Mgr. Sodano, était nonce au Chili quand Pinochet régnait en maître et il entretenait avec lui d'excellentes relations, au point de lui envoyer, bien après la fin de la dictature une lettre de félicitations pour l'anniversaire de son mariage (cf ci-dessus). A son départ du Chili, il reçut au cours d'un repas offert par Pinochet la "Grand-Croix de l'ordre du mérite" du Chili. Il est aujourd'hui le deuxième personnage du Vatican, secrétaire d'Etat.

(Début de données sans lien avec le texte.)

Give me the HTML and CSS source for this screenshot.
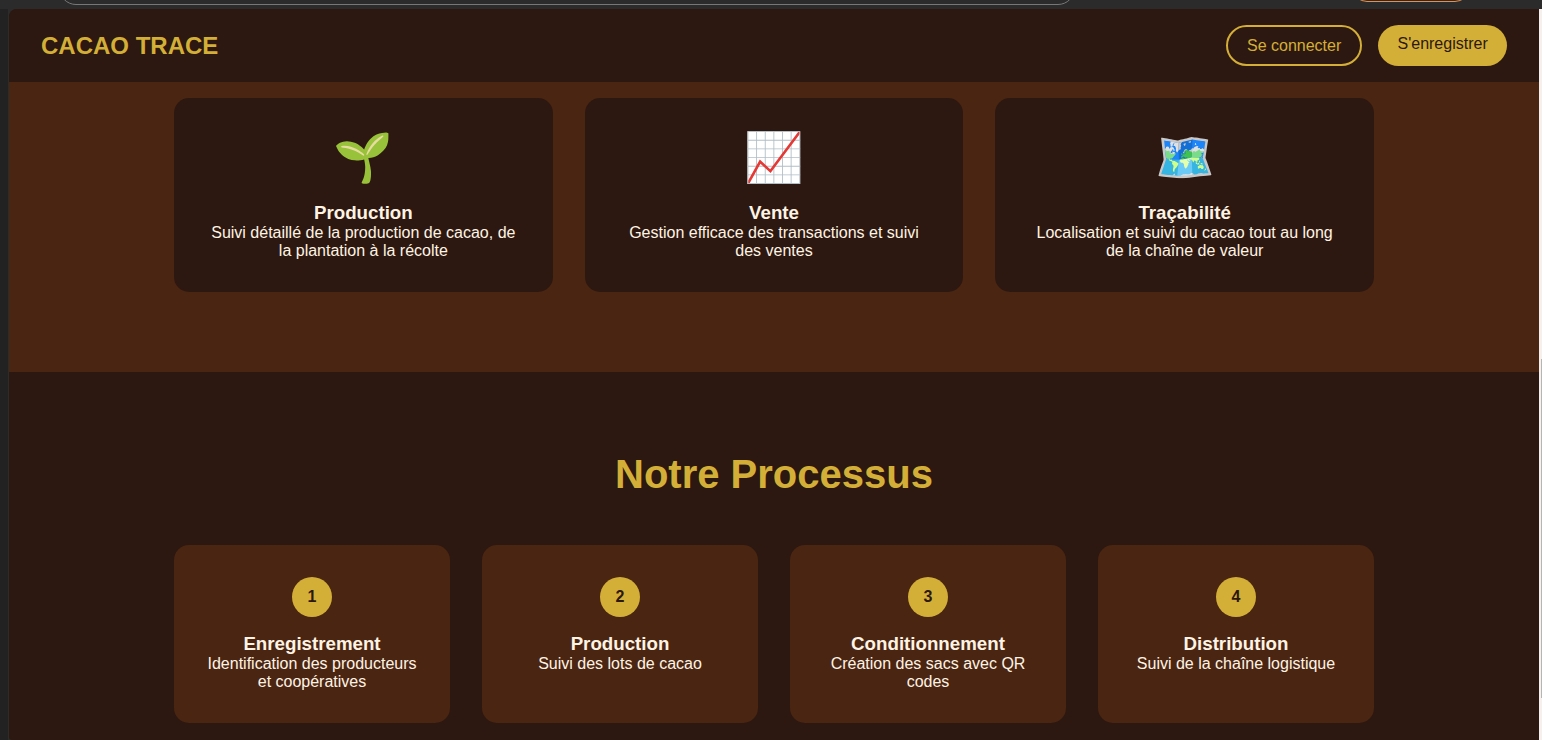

Mgr. Medina, futur archevêque de Valparaiso un fervent pinochetiste, inconditionnel jusqu'à la complicité, a toujours été un adversaire zélé de la théologie de la libération. Par exemple:
"La démocratie ne signifie pas automatiquement que Dieu veuille qu'elle soit mise en pratique" (La Segunda du 3 août 1990). Il est aujourd'hui au Vatican Préfet de la Congrégation pour le
culte divin et les sacrements.
Mgr. Lopez Trujillo, un colombien, fut, lui aussi, de tout temps un adversaire déterminé de la théologie de la libération et de tous les combats pour la démocratie. Pendant les périodes troublées en Amérique latine, il marcha main dans la main avec la CIA. Il est aujourd'hui au Vatican président du Conseil pontifical pour la famille.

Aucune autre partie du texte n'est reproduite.